Conventional methods can be cumbersome, taking up valuable time and resources, and require analysts to specify selected parameters of interest. If the wrong parameters are selected, the most useful candidates may be overlooked. But with machine learning, there is no restriction on the number of—or interrelationships among—parameters the computer can account for, which increases the efficacy of the search while controlling time and effort. Information that might once have been discarded as impractical or irrelevant for expert modeling purposes, such as unstructured data like patient/physician perceptions, can be mined for use in discovery or economic analysis.
In the increasingly complex and technical world of litigation, the widespread adoption of machine learning will no doubt prove to be a significant advantage. These new techniques can be harnessed to help attorneys develop better legal strategies, conduct informed fact discovery, provide testifying experts with the most complete set of relevant information, and prepare analyses at a previously unseen level of granularity. ■
Lisa B. Pinheiro, Managing Principal
Jimmy Royer, Principal
Mihran Yenikomshian, Managing Principal
Nick Dadson, Vice President
Paul E. Greenberg, Managing Principal
Adapted from “Machine-Learning Algorithms Can Help Health Care Litigation,” by Lisa B. Pinheiro, Jimmy Royer, Nick Dadson, and Paul E. Greenberg, published on Law360.com, June 8, 2016; and “Practical Uses For Machine Learning In Health Care Cases,” by Mihran Yenikomshian, Lisa B. Pinheiro, Jimmy Royer, and Paul E. Greenberg, published on Law360.com, September 22, 2016.
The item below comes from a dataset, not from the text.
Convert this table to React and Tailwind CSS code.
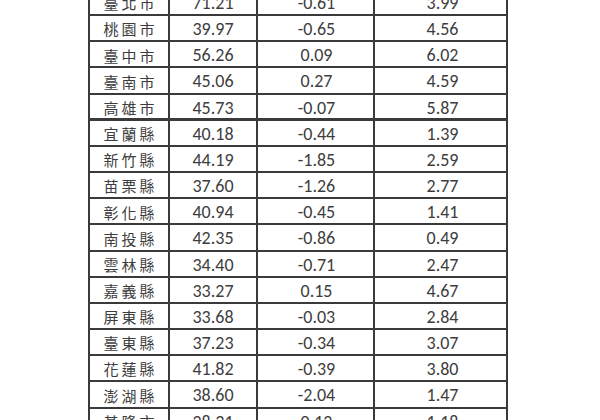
import React from "react";

const rows = [
  ["臺北市", "71.21", "-0.61", "3.99"],
  ["桃園市", "39.97", "-0.65", "4.56"],
  ["臺中市", "56.26", "0.09", "6.02"],
  ["臺南市", "45.06", "0.27", "4.59"],
  ["高雄市", "45.73", "-0.07", "5.87"],
  ["宜蘭縣", "40.18", "-0.44", "1.39"],
  ["新竹縣", "44.19", "-1.85", "2.59"],
  ["苗栗縣", "37.60", "-1.26", "2.77"],
  ["彰化縣", "40.94", "-0.45", "1.41"],
  ["南投縣", "42.35", "-0.86", "0.49"],
  ["雲林縣", "34.40", "-0.71", "2.47"],
  ["嘉義縣", "33.27", "0.15", "4.67"],
  ["屏東縣", "33.68", "-0.03", "2.84"],
  ["臺東縣", "37.23", "-0.34", "3.07"],
  ["花蓮縣", "41.82", "-0.39", "3.80"],
  ["澎湖縣", "38.60", "-2.04", "1.47"],
  ["基隆市", "28.31", "0.12", "1.18"],
];

export default function App() {
  return (
    <div className="w-[600px] h-[420px] overflow-hidden bg-white">
      <div className="ml-[88px] mt-[-10px] w-[420px] border-l-2 border-[#3a3a3a]">
        {rows.map((r, i) => (
          <div
            key={i}
            className={
              i === 4
                ? "grid grid-cols-[80px_88px_117px_133px] h-[26.17px] border-[#3a3a3a] border-b-[3px]"
                : "grid grid-cols-[80px_88px_117px_133px] h-[26.17px] border-[#3a3a3a] border-b-2"
            }
          >
            <div className="flex items-center justify-center border-r-2 border-[#3a3a3a] text-[15px] tracking-[3px] pl-[3px] text-[#3d3d3d] font-['Noto_Sans_CJK_TC','Noto_Sans_CJK_SC',sans-serif]">
              {r[0]}
            </div>
            <div className="flex items-center justify-center border-r-2 border-[#3a3a3a] text-[18px] text-[#3d3d3d] font-['Carlito','Liberation_Sans_Narrow','DejaVu_Sans_Condensed',sans-serif]">
              {r[1]}
            </div>
            <div className="flex items-center justify-center border-r-2 border-[#3a3a3a] text-[18px] text-[#3d3d3d] pl-[2px] font-['Carlito','Liberation_Sans_Narrow','DejaVu_Sans_Condensed',sans-serif]">
              {r[2]}
            </div>
            <div className="flex items-center justify-center border-r-2 border-[#3a3a3a] text-[18px] text-[#3d3d3d] pl-[4px] font-['Carlito','Liberation_Sans_Narrow','DejaVu_Sans_Condensed',sans-serif]">
              {r[3]}
            </div>
          </div>
        ))}
      </div>
    </div>
  );
}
When to Consider a Machine Learning Approach
There are many potential uses of machine learning algorithms in a litigation context. While they are not the solution to every analytical problem, they are poised to add significant value to the analyses, especially when three conditions are met:
The goal of the analysis is to predict an outcome;
Out-of-sample performance is the desired measure of success; and
A rich dataset is available to take advantage of interactions among many potential predictors with complex interrelationships (e.g., a nonlinear function of many factors for which it is difficult to specify its form in advance).
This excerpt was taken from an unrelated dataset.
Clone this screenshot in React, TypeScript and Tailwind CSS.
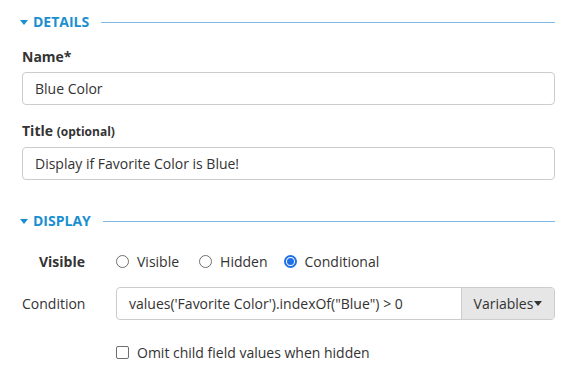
import React from 'react';

const font = { fontFamily: '"Open Sans", "Noto Sans", sans-serif' };

const SectionHeader: React.FC<{ title: string }> = ({ title }) => (
  <div className="flex items-center h-[14px]">
    <svg width="8" height="5" viewBox="0 0 8 5" className="ml-[20px] mr-[5px]">
      <path d="M0 0 H8 L4 5 Z" fill="#1a8fd0" />
    </svg>
    <span className="text-[14px] font-bold text-[#1a8fd0] leading-none">{title}</span>
    <div className="flex-1 h-px bg-[#82b8e4] ml-[12px]" />
  </div>
);

const Radio: React.FC<{ label: string; checked?: boolean; className?: string }> = ({ label, checked, className }) => (
  <label className={`flex items-center gap-[8px] ${className ?? ''}`}>
    {checked ? (
      <span className="w-[13px] h-[13px] rounded-full border-[2px] border-[#1f6fe6] flex items-center justify-center">
        <span className="w-[7px] h-[7px] rounded-full bg-[#1f6fe6]" />
      </span>
    ) : (
      <span className="w-[13px] h-[13px] rounded-full border border-[#6f6f6f]" />
    )}
    <span className="text-[14px] text-[#333]">{label}</span>
  </label>
);

export default function App() {
  return (
    <div className="w-[573px] h-[380px] bg-white text-[#333] pr-[18px]" style={font}>
      <div className="pt-[15px]">
        <SectionHeader title="DETAILS" />
      </div>

      <div className="pl-[22px] pt-[18px]">
        <div className="text-[14px] font-bold leading-[20px]">Name*</div>
        <div className="mt-[5px] h-[33px] border border-[#ccc] rounded-[4px] flex items-center px-[12px] text-[14px]">
          Blue Color
        </div>

        <div className="mt-[16px] text-[14px] font-bold leading-[20px]">
          Title <span className="text-[12px]">(optional)</span>
        </div>
        <div className="mt-[5px] h-[33px] border border-[#ccc] rounded-[4px] flex items-center px-[12px] text-[14px]">
          Display if Favorite Color is Blue!
        </div>
      </div>

      <div className="pt-[34px]">
        <SectionHeader title="DISPLAY" />
      </div>

      <div className="pl-[22px] pt-[23px]">
        <div className="flex items-center h-[20px]">
          <div className="w-[63px] text-right text-[14px] font-bold">Visible</div>
          <div className="ml-[31px] flex items-center">
            <Radio label="Visible" className="mr-[20px]" />
            <Radio label="Hidden" className="mr-[16px]" />
            <Radio label="Conditional" checked />
          </div>
        </div>

        <div className="mt-[16px] flex items-center">
          <div className="w-[94px] text-[14px]">Condition</div>
          <div className="flex-1 flex h-[33px] border border-[#ccc] rounded-[4px] overflow-hidden">
            <div className="flex-1 flex items-center px-[12px] text-[14px]">
              values('Favorite Color').indexOf("Blue") &gt; 0
            </div>
            <div className="w-[93px] border-l border-[#ccc] bg-[#e6e6e6] flex items-center justify-center text-[14px]">
              Variables
              <svg width="8" height="5" viewBox="0 0 8 5" className="ml-[1px]">
                <path d="M0 0 H8 L4 5 Z" fill="#333" />
              </svg>
            </div>
          </div>
        </div>

        <div className="mt-[22px] ml-[94px] flex items-center gap-[8px] h-[20px]">
          <span className="w-[13px] h-[13px] rounded-[2px] border border-[#6f6f6f]" />
          <span className="text-[14px]">Omit child field values when hidden</span>
        </div>
      </div>
    </div>
  );
}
Of course, as was the case with other new technologies that have been introduced to the courtroom (e.g., fingerprints, DNA evidence), testifying experts’ reliance on machine learning might invite initial skepticism. When using such a methodology, the expert will need to rigorously validate the chosen model and evaluate whether results are meaningful and sufficiently accurate (e.g., a model that accurately predicts an outcome 90 percent of the time but has a high false positive rate might not be appropriate). Testifying experts using machine learning methods will also need to educate and convince the court of the validity of these less familiar models.